|
A question for HN: what filesystem and/or block-device abstraction layer would you use on a database server, if you wanted to perform scheduled incremental backups using filesystem-level consistent snapshotting and differential snapshot shipping to object storage, instead of using the DBMS’s own replication layer to achieve this effect? (I.e. you want disaster recovery, not high availability.) Or, to put that another way: what are AWS and GCP using in their SANs (EBS; GCE PD) that allows them to take on-demand incremental snapshots of SAN volumes, and then ship those snapshots away from the origin node into safer out-of-cluster replicated storage (e.g. object storage)? It it proprietary, or is it just several FOSS technologies glued together?

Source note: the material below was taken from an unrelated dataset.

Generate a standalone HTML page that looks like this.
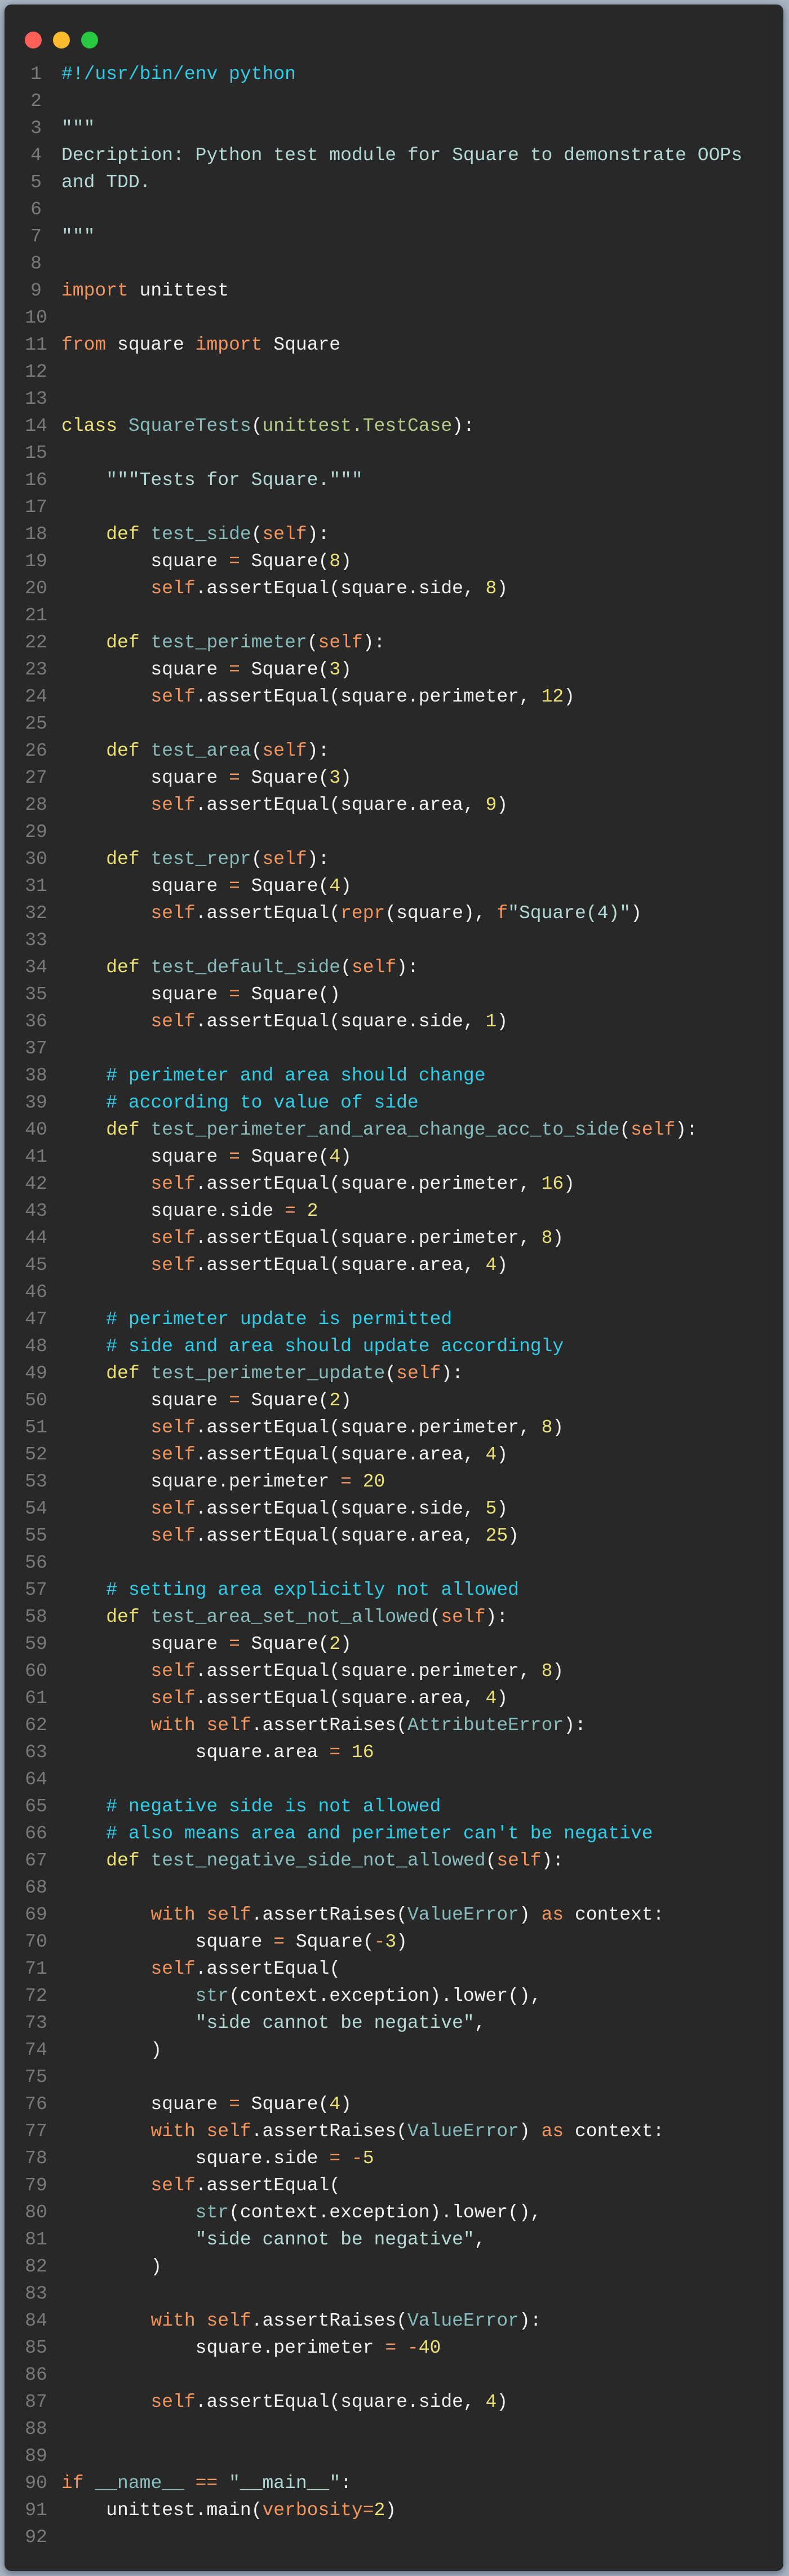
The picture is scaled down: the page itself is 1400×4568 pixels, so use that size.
<!DOCTYPE html>
<html><head><meta charset="utf-8"><style>
html,body{margin:0;padding:0}
body{width:1400px;height:4568px;background:#a9b5c3;position:relative;overflow:hidden}
.win{position:absolute;left:8px;top:8px;width:1382px;height:4551px;background:#282828;border-radius:12px;box-shadow:0 4px 14px rgba(40,50,70,.6)}
.dot{position:absolute;top:48px;width:30px;height:30px;border-radius:50%}
.ln{position:absolute;left:25px;width:62px;text-align:center;color:#7a7a7a}
.code{position:absolute;left:101px;color:#f2f2f2;white-space:normal}
.code div{white-space:pre}
.ln,.code{top:100px;font:33px/48px "Liberation Mono",monospace}
.ln div,.code div{height:48px}
.k{color:#f2955e}.y{color:#ede27a}.f{color:#88bcbc}.s{color:#b3d9d4}.c{color:#2fcde8}.g{color:#b7cb88}
</style></head><body>
<div class="win">
<div class="dot" style="left:36px;background:#fe5f57"></div>
<div class="dot" style="left:86px;background:#febc2e"></div>
<div class="dot" style="left:136px;background:#28c840"></div>
<div class="ln">
<div>1</div><div>2</div><div>3</div><div>4</div><div>5</div><div>6</div><div>7</div><div>8</div><div>9</div><div>10</div><div>11</div><div>12</div><div>13</div><div>14</div><div>15</div><div>16</div><div>17</div><div>18</div><div>19</div><div>20</div><div>21</div><div>22</div><div>23</div><div>24</div><div>25</div><div>26</div><div>27</div><div>28</div><div>29</div><div>30</div><div>31</div><div>32</div><div>33</div><div>34</div><div>35</div><div>36</div><div>37</div><div>38</div><div>39</div><div>40</div><div>41</div><div>42</div><div>43</div><div>44</div><div>45</div><div>46</div><div>47</div><div>48</div><div>49</div><div>50</div><div>51</div><div>52</div><div>53</div><div>54</div><div>55</div><div>56</div><div>57</div><div>58</div><div>59</div><div>60</div><div>61</div><div>62</div><div>63</div><div>64</div><div>65</div><div>66</div><div>67</div><div>68</div><div>69</div><div>70</div><div>71</div><div>72</div><div>73</div><div>74</div><div>75</div><div>76</div><div>77</div><div>78</div><div>79</div><div>80</div><div>81</div><div>82</div><div>83</div><div>84</div><div>85</div><div>86</div><div>87</div><div>88</div><div>89</div><div>90</div><div>91</div><div>92</div>
</div>
<div class="code">
<div><span class="c">#!/usr/bin/env python</span></div>
<div></div>
<div><span class="s">"""</span></div>
<div><span class="s">Decription: Python test module for Square to demonstrate OOPs</span></div>
<div><span class="s">and TDD.</span></div>
<div></div>
<div><span class="s">"""</span></div>
<div></div>
<div><span class="k">import</span> unittest</div>
<div></div>
<div><span class="k">from</span> square <span class="k">import</span> Square</div>
<div></div>
<div></div>
<div><span class="y">class</span> <span class="f">SquareTests</span>(<span class="g">unittest.TestCase</span>):</div>
<div></div>
<div>    <span class="s">"""Tests for Square."""</span></div>
<div></div>
<div>    <span class="y">def</span> <span class="f">test_side</span>(<span class="k">self</span>):</div>
<div>        square <span class="k">=</span> Square(<span class="y">8</span>)</div>
<div>        <span class="k">self</span>.assertEqual(square.side, <span class="y">8</span>)</div>
<div></div>
<div>    <span class="y">def</span> <span class="f">test_perimeter</span>(<span class="k">self</span>):</div>
<div>        square <span class="k">=</span> Square(<span class="y">3</span>)</div>
<div>        <span class="k">self</span>.assertEqual(square.perimeter, <span class="y">12</span>)</div>
<div></div>
<div>    <span class="y">def</span> <span class="f">test_area</span>(<span class="k">self</span>):</div>
<div>        square <span class="k">=</span> Square(<span class="y">3</span>)</div>
<div>        <span class="k">self</span>.assertEqual(square.area, <span class="y">9</span>)</div>
<div></div>
<div>    <span class="y">def</span> <span class="f">test_repr</span>(<span class="k">self</span>):</div>
<div>        square <span class="k">=</span> Square(<span class="y">4</span>)</div>
<div>        <span class="k">self</span>.assertEqual(<span class="k">repr</span>(square), <span class="k">f</span><span class="s">"Square(4)"</span>)</div>
<div></div>
<div>    <span class="y">def</span> <span class="f">test_default_side</span>(<span class="k">self</span>):</div>
<div>        square <span class="k">=</span> Square()</div>
<div>        <span class="k">self</span>.assertEqual(square.side, <span class="y">1</span>)</div>
<div></div>
<div>    <span class="c"># perimeter and area should change</span></div>
<div>    <span class="c"># according to value of side</span></div>
<div>    <span class="y">def</span> <span class="f">test_perimeter_and_area_change_acc_to_side</span>(<span class="k">self</span>):</div>
<div>        square <span class="k">=</span> Square(<span class="y">4</span>)</div>
<div>        <span class="k">self</span>.assertEqual(square.perimeter, <span class="y">16</span>)</div>
<div>        square.side <span class="k">=</span> <span class="y">2</span></div>
<div>        <span class="k">self</span>.assertEqual(square.perimeter, <span class="y">8</span>)</div>
<div>        <span class="k">self</span>.assertEqual(square.area, <span class="y">4</span>)</div>
<div></div>
<div>    <span class="c"># perimeter update is permitted</span></div>
<div>    <span class="c"># side and area should update accordingly</span></div>
<div>    <span class="y">def</span> <span class="f">test_perimeter_update</span>(<span class="k">self</span>):</div>
<div>        square <span class="k">=</span> Square(<span class="y">2</span>)</div>
<div>        <span class="k">self</span>.assertEqual(square.perimeter, <span class="y">8</span>)</div>
<div>        <span class="k">self</span>.assertEqual(square.area, <span class="y">4</span>)</div>
<div>        square.perimeter <span class="k">=</span> <span class="y">20</span></div>
<div>        <span class="k">self</span>.assertEqual(square.side, <span class="y">5</span>)</div>
<div>        <span class="k">self</span>.assertEqual(square.area, <span class="y">25</span>)</div>
<div></div>
<div>    <span class="c"># setting area explicitly not allowed</span></div>
<div>    <span class="y">def</span> <span class="f">test_area_set_not_allowed</span>(<span class="k">self</span>):</div>
<div>        square <span class="k">=</span> Square(<span class="y">2</span>)</div>
<div>        <span class="k">self</span>.assertEqual(square.perimeter, <span class="y">8</span>)</div>
<div>        <span class="k">self</span>.assertEqual(square.area, <span class="y">4</span>)</div>
<div>        <span class="k">with</span> <span class="k">self</span>.assertRaises(<span class="f">AttributeError</span>):</div>
<div>            square.area <span class="k">=</span> <span class="y">16</span></div>
<div></div>
<div>    <span class="c"># negative side is not allowed</span></div>
<div>    <span class="c"># also means area and perimeter can't be negative</span></div>
<div>    <span class="y">def</span> <span class="f">test_negative_side_not_allowed</span>(<span class="k">self</span>):</div>
<div></div>
<div>        <span class="k">with</span> <span class="k">self</span>.assertRaises(<span class="f">ValueError</span>) <span class="k">as</span> context:</div>
<div>            square <span class="k">=</span> Square(<span class="k">-</span><span class="y">3</span>)</div>
<div>        <span class="k">self</span>.assertEqual(</div>
<div>            <span class="f">str</span>(context.exception).lower(),</div>
<div>            <span class="s">"side cannot be negative"</span>,</div>
<div>        )</div>
<div></div>
<div>        square <span class="k">=</span> Square(<span class="y">4</span>)</div>
<div>        <span class="k">with</span> <span class="k">self</span>.assertRaises(<span class="f">ValueError</span>) <span class="k">as</span> context:</div>
<div>            square.side <span class="k">=</span> <span class="k">-</span><span class="y">5</span></div>
<div>        <span class="k">self</span>.assertEqual(</div>
<div>            <span class="f">str</span>(context.exception).lower(),</div>
<div>            <span class="s">"side cannot be negative"</span>,</div>
<div>        )</div>
<div></div>
<div>        <span class="k">with</span> <span class="k">self</span>.assertRaises(<span class="f">ValueError</span>):</div>
<div>            square.perimeter <span class="k">=</span> <span class="k">-</span><span class="y">40</span></div>
<div></div>
<div>        <span class="k">self</span>.assertEqual(square.side, <span class="y">4</span>)</div>
<div></div>
<div></div>
<div><span class="k">if</span> <span class="f">__name__</span> <span class="k">==</span> <span class="s">"__main__"</span>:</div>
<div>    unittest.main(<span class="k">verbosity</span><span class="k">=</span><span class="y">2</span>)</div>
<div></div>
</div>
</div>
</body></html>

My naive guess would be that the cloud hosts are either using ZFS volumes, or LVM LVs (which do have incremental snapshot capability, if the disk is created in a thin pool) under iSCSI. (Or they’re relying on whatever point-solution VMware et al sold them.) If you control the filesystem layer (i.e. you don’t need to be filesystem-agnostic), would Btrfs snapshots be better for this same use-case? |
Filesystem snapshots are a legitimate way of backing up databases, but it's not quite as simple as just taking a snapshot. For PostgreSQL for example you will still need to call pg_start_backup() and ensure your WAL archives are properly stored in your object storage system for point-in-time recovery. Without the database-specific precautions, your snapshots will still be crash-consistent and most likely usable in some manner, but not quite proper backups.
Using BTRFS or ZFS as the database filesystem has its own footguns. For example, the default record size of ZFS datasets doesn't match the block size of most databases, so if you forget to take that into account, you'll very likely see rather terrible performance.